Return each line of the listing that contains the string "this".

·····

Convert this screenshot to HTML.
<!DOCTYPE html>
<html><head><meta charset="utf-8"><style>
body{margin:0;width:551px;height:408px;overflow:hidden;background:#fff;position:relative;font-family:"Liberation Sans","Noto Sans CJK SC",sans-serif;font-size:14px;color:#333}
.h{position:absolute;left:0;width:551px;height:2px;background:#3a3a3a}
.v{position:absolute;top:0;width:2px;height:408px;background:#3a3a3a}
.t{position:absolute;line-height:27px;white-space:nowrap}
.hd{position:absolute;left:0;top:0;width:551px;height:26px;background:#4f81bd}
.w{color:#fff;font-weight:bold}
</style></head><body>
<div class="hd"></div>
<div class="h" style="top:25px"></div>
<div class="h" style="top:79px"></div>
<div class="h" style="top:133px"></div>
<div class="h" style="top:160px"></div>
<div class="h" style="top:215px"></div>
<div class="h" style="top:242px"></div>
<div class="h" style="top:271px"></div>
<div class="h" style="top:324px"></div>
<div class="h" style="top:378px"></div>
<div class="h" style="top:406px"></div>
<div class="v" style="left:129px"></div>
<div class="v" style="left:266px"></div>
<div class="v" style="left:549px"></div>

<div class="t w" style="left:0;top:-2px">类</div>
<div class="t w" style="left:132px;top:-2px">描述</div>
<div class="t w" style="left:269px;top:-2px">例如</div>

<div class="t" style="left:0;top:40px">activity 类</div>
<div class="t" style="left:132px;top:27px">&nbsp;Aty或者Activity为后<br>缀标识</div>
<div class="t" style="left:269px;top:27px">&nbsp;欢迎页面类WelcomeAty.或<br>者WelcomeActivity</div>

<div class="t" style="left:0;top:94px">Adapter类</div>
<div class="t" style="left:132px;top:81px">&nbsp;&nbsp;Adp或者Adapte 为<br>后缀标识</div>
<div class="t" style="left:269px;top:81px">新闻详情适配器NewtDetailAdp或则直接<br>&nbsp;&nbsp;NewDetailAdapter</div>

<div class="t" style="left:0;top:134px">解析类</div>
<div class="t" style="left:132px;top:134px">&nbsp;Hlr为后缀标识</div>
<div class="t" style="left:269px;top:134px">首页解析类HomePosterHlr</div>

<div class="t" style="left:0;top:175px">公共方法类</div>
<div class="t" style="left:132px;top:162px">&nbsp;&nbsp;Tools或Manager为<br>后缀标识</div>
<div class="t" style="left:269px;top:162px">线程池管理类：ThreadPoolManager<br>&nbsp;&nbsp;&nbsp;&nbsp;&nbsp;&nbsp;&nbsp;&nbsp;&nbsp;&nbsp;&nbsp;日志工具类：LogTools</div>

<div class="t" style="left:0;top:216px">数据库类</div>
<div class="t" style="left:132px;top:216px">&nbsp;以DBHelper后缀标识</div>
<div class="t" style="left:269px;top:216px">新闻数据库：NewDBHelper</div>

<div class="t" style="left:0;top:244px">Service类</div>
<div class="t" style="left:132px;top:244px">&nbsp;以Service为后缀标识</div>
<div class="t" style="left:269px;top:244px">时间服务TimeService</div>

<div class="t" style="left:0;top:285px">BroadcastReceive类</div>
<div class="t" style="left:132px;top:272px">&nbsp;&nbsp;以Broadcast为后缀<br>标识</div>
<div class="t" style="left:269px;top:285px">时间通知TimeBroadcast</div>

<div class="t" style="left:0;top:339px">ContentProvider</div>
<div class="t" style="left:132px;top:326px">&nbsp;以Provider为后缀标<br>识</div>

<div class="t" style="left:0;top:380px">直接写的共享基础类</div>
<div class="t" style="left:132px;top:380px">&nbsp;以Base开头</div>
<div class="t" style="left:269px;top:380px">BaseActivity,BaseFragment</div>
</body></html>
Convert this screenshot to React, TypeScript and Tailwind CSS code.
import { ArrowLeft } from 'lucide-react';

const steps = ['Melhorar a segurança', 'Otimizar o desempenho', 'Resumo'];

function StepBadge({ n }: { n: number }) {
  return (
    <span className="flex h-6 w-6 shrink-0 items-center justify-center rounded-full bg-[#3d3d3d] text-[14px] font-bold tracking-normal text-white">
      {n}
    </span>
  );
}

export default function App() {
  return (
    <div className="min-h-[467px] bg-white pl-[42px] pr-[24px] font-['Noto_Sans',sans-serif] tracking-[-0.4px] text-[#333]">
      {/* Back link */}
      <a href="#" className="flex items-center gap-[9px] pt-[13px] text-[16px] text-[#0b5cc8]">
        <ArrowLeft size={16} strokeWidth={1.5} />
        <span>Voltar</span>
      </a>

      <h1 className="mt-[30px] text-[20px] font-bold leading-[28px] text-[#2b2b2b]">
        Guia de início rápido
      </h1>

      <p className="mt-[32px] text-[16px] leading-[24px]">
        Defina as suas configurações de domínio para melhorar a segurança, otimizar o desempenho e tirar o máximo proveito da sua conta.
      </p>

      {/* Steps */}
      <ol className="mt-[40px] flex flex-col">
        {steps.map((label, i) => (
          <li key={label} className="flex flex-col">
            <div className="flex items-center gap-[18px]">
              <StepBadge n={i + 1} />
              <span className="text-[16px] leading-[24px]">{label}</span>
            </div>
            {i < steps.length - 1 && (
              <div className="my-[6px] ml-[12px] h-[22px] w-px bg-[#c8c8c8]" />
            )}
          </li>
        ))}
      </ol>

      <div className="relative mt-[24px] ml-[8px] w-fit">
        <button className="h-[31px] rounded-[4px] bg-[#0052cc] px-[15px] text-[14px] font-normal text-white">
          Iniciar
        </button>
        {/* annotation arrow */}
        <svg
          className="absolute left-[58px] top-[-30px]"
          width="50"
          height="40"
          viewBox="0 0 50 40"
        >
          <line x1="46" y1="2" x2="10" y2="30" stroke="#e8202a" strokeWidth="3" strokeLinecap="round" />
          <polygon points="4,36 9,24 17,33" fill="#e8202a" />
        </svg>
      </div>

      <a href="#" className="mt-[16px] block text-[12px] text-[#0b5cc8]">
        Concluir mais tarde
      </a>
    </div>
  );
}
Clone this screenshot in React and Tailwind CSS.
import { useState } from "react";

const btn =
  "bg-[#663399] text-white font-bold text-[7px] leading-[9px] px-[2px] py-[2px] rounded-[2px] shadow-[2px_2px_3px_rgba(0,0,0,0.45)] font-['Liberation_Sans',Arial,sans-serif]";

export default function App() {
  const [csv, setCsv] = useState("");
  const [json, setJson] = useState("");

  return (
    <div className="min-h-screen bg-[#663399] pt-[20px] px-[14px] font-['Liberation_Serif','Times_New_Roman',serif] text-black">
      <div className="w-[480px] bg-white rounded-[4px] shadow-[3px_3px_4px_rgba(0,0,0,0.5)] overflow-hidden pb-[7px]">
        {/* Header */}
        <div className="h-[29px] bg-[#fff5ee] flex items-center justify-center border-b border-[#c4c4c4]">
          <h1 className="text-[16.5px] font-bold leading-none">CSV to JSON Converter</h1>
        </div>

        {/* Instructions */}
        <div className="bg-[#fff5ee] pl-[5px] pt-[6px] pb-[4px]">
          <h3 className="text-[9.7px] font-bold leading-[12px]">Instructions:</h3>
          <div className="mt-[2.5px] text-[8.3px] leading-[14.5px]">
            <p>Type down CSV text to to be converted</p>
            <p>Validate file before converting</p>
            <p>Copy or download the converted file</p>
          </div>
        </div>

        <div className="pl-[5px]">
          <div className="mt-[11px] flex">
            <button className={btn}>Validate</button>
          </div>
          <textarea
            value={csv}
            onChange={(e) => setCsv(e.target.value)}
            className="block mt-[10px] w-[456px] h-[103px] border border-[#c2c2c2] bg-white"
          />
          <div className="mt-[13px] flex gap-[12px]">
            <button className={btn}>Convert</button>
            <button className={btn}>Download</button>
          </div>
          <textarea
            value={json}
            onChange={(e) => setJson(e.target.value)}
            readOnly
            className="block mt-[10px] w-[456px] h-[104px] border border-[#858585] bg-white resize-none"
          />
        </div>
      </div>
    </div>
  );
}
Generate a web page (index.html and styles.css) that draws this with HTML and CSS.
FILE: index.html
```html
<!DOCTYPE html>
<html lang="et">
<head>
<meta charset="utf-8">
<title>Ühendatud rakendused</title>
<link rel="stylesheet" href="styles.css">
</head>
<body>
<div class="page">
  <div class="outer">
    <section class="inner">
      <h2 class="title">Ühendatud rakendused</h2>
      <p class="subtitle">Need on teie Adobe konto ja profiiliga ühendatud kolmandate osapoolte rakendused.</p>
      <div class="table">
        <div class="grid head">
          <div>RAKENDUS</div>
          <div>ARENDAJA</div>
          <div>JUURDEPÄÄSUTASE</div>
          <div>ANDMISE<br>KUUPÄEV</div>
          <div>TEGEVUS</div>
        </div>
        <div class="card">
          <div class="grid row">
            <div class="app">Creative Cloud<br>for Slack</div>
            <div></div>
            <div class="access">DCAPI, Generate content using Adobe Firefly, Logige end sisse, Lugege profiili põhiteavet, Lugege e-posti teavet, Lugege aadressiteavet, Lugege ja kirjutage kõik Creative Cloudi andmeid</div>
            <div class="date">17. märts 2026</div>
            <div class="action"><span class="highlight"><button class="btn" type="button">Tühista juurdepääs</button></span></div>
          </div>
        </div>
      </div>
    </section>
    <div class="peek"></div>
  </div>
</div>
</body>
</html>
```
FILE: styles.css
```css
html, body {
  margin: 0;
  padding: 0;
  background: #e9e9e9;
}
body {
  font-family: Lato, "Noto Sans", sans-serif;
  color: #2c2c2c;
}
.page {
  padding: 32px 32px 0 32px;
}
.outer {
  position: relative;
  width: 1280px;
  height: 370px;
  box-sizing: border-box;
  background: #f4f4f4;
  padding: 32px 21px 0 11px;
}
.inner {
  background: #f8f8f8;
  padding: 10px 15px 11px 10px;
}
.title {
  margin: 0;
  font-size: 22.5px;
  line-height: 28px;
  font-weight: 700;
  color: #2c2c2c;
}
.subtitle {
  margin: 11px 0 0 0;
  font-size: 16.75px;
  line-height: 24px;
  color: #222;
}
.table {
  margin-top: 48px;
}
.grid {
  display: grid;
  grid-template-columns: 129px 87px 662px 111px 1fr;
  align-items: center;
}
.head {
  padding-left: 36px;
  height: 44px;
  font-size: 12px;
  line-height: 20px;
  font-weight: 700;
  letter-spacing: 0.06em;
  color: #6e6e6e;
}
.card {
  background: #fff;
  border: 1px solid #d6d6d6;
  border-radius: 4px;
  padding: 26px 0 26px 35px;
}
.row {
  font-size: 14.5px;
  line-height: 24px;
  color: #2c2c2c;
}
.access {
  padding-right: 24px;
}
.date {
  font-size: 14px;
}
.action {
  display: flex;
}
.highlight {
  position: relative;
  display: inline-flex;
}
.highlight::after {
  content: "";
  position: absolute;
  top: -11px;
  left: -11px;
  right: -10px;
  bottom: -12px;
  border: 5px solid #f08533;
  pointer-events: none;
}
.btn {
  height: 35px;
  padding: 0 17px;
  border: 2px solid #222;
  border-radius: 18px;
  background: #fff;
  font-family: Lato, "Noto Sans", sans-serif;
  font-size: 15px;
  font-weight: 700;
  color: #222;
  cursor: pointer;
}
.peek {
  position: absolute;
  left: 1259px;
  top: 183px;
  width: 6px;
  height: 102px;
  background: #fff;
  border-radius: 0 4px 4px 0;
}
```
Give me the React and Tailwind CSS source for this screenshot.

·····

▶ [Answer below]
Convert this screenshot to HTML.
Convert this screenshot to React, TypeScript and Tailwind CSS code.
Clone this screenshot in React and Tailwind CSS.
Generate a web page (index.html and styles.css) that draws this with HTML and CSS.
Give me the React and Tailwind CSS source for this screenshot.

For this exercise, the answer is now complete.